If the core stops producing a magnetic field, the earth
is doomed, and trace elements in recent volcanic eruptions
show that the reactor is slowly running down, though the
life expectancy of the planet may still be billions of
years. So says J. Marvin Herndon in an essay in the Proceedings
of the National Academy of Sciences published in early
March 2003. The film The Core, released at the end of March,
is based on a similar premise. Dr. Conrad Zimsky (played
by Stanley Tucci) has been hired by the U.S. Department
of Defense (DOD) to develop a weapon that would cause massive
earthquakes underneath an enemy country, Project Destiny,
and there is a hint in the film that the project may have
tested capabilities already. The movie begins in Boston,
where an executive suddenly falls dead on arrival at a
board meeting; indeed, two dozen or so persons die at the
same time within a small area of the city. Soon, the DOD
summons two experts to explain whether the event is a terrorist
attack of some sort. The two experts are Professor Josh
Keyes (played by Aaron Eckhart), a geophysicist, and Dr.

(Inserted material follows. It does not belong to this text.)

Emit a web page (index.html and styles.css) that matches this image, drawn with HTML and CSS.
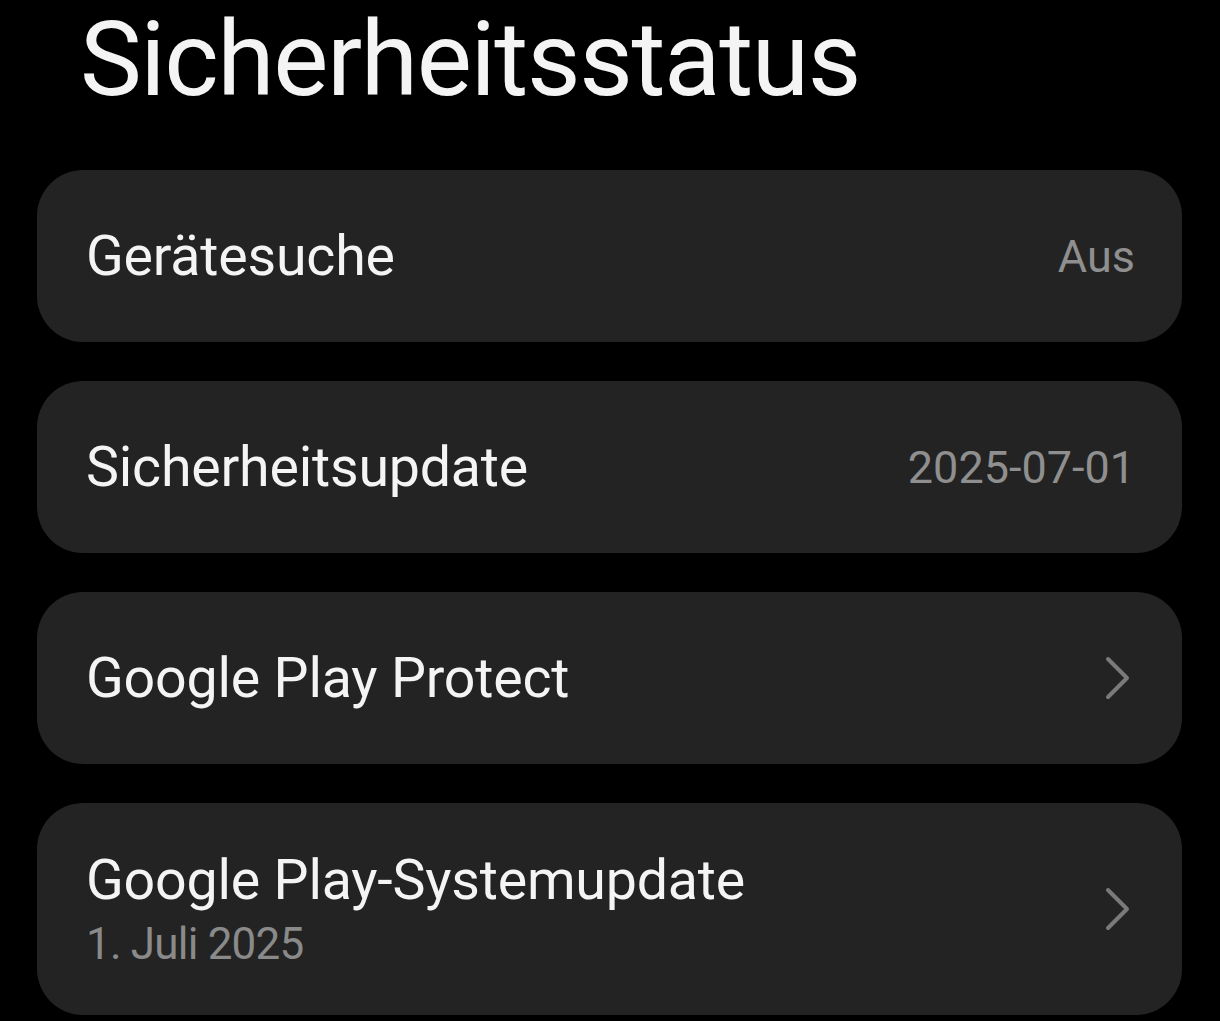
FILE: index.html
```html
<!DOCTYPE html>
<html lang="de">
<head>
  <meta charset="UTF-8">
  <title>Sicherheitsstatus</title>
  <link rel="stylesheet" href="styles.css">
</head>
<body>

  <h1 class="title">Sicherheitsstatus</h1>

  <div class="list">
    <div class="card">
      <span class="label">Gerätesuche</span>
      <span class="value">Aus</span>
    </div>

    <div class="card">
      <span class="label">Sicherheitsupdate</span>
      <span class="value">2025-07-01</span>
    </div>

    <div class="card">
      <span class="label">Google Play Protect</span>
      <svg class="chevron" viewBox="0 0 26 44" width="26" height="44">
        <polyline points="3,3 22,22 3,41" />
      </svg>
    </div>

    <div class="card card-tall">
      <div class="texts">
        <span class="label">Google Play-Systemupdate</span>
        <span class="sub">1. Juli 2025</span>
      </div>
      <svg class="chevron" viewBox="0 0 26 44" width="26" height="44">
        <polyline points="3,3 22,22 3,41" />
      </svg>
    </div>
  </div>

</body>
</html>
```

FILE: styles.css
```css
body {
  margin: 0;
  background: #000;
  font-family: Roboto, "Noto Sans", sans-serif;
  color: #f2f2f2;
  overflow: hidden;
}

.title {
  margin: 0;
  padding: 4px 0 0 80px;
  height: 166px;
  font-size: 104px;
  font-weight: 400;
  letter-spacing: -1.4px;
  line-height: 112px;
  color: #f4f4f4;
}

.list {
  display: flex;
  flex-direction: column;
  gap: 39px;
  margin: 0 38px 0 37px;
}

.card {
  display: flex;
  align-items: center;
  justify-content: space-between;
  height: 172px;
  padding: 0 47px 0 49px;
  background: #232323;
  border-radius: 46px;
}

.card-tall {
  height: 212px;
}

.label {
  font-size: 55.5px;
  letter-spacing: -0.2px;
  color: #f4f4f4;
}

.value {
  font-size: 45px;
  color: #8f8f8f;
}

.texts {
  display: flex;
  flex-direction: column;
}

.sub {
  font-size: 44px;
  letter-spacing: -0.8px;
  color: #8a8a8a;
  margin-top: 5px;
}

.chevron {
  fill: none;
  stroke: #7a7a7a;
  stroke-width: 4;
  stroke-linecap: round;
  stroke-linejoin: round;
  margin-right: 4px;
}
```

Sergei Leveque (played by Tcheky Karyo), a weapons expert.
Keyes immediately surmises that they all had pacemakers
which were turned off due to an electromagnetic disturbance,
so DOD loses interest. Trafalgar Square, London, soon is
filled with a swarm of pigeons that fly into people and
windows and then fly away, one of several similar incidents
reported around the world. Next, a spacecraft under the
command of Colonel Robert Iverson (played by Bruce Greenwood)
is unable to follow instructions from Houston Space Center
to land at Edwards Air Force Base; instead, Major Rebecca
Childs (played by Hillary Swank) gets permission to land
on the Los Angeles River. Meanwhile, Professor Keyes puts
two graduate students to work to generate a computer model
of the future of the earth, inputting unusual measurements
of various kinds, convinced that something new is happening.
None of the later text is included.